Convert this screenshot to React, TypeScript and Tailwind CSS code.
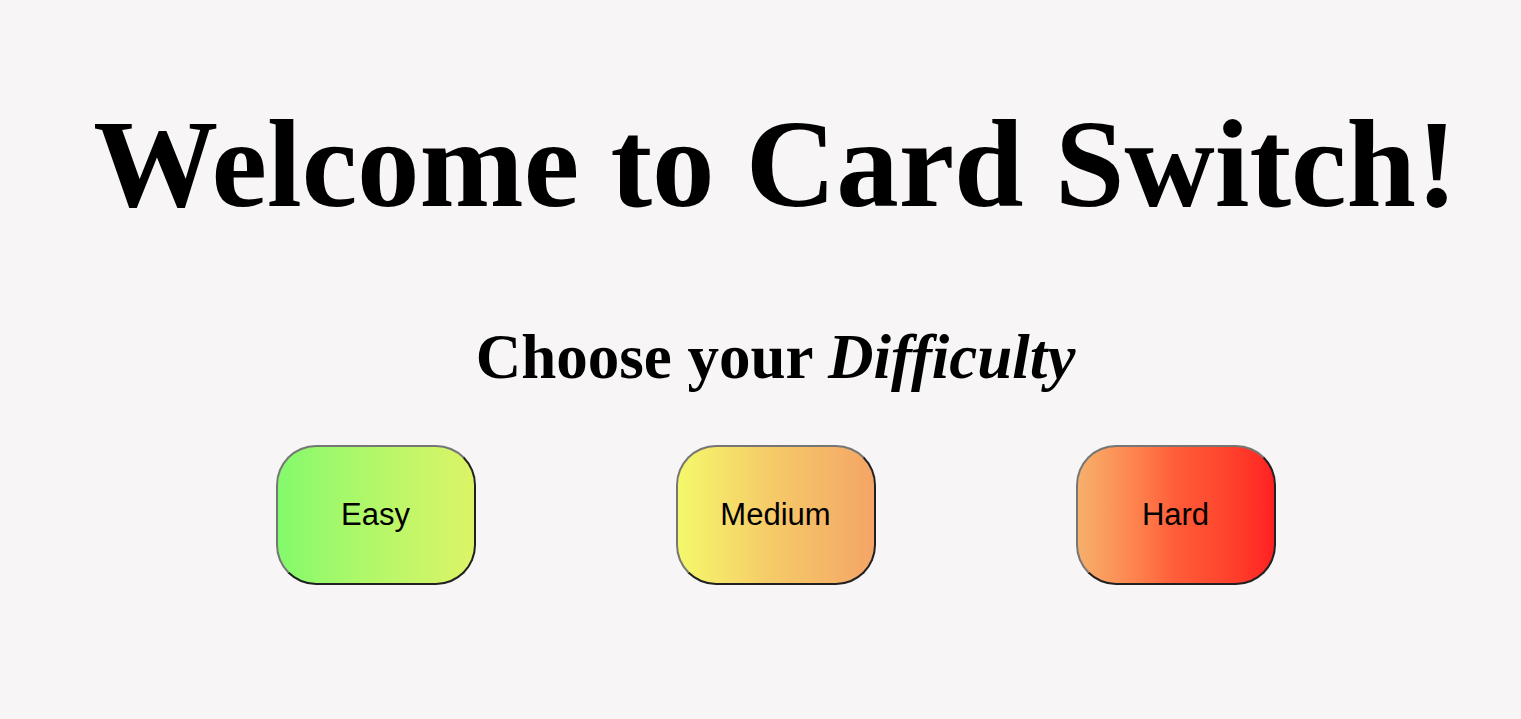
const levels = [
  { name: "Easy", fill: "from-[#82fa6c] to-[#dcf466]" },
  { name: "Medium", fill: "from-[#f4f86b] via-[#f5c868] to-[#f4a566]" },
  { name: "Hard", fill: "from-[#f6b06b] via-[#ff5c38] to-[#ff1f22]" },
];

export default function App() {
  return (
    <main className="flex min-h-screen flex-col items-center bg-[#f7f5f6] pt-[90px] pl-[30px] text-black">
      <h1 className="text-center font-['Liberation_Serif',serif] text-[125px] leading-[148px] font-bold">
        Welcome to Card Switch!
      </h1>
      <h2 className="mt-[82px] text-center font-['Liberation_Serif',serif] text-[63px] leading-[74px] font-bold">
        Choose your <em>Difficulty</em>
      </h2>
      <div className="mt-[51px] flex flex-wrap justify-center gap-[200px]">
        {levels.map(({ name, fill }) => (
          <button
            key={name}
            type="button"
            className={`h-[140px] w-[200px] rounded-[40px] border-2 border-[#767676] [border-style:outset] bg-linear-to-r font-['Liberation_Sans',sans-serif] text-[31px] ${fill}`}
          >
            {name}
          </button>
        ))}
      </div>
    </main>
  );
}
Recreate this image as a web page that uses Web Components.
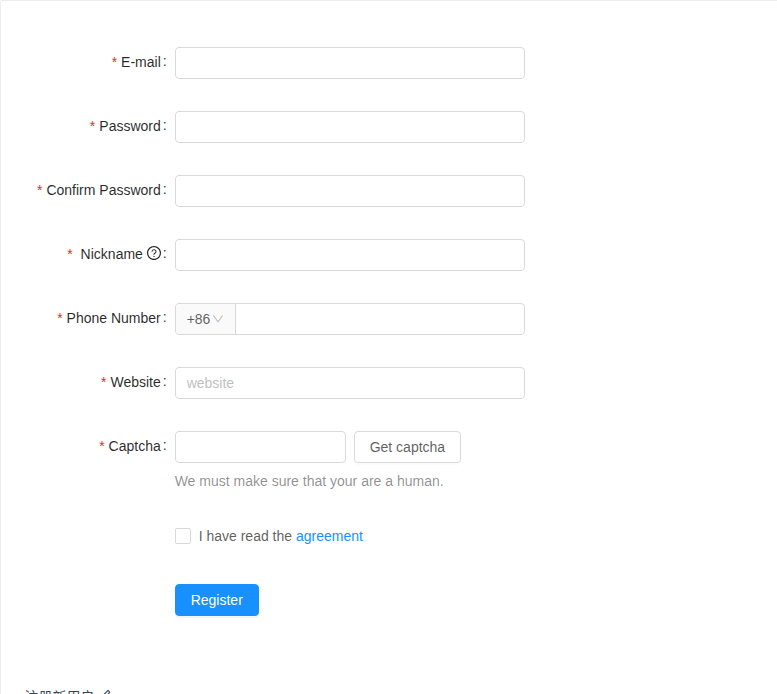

═══

### YOUR GOAL
Return, from the data, each line that has the word "this" in it.

### SOLVED PROBLEM
Convert this screenshot to React, TypeScript and Tailwind CSS code.
Recreate this image as a web page that uses Web Components.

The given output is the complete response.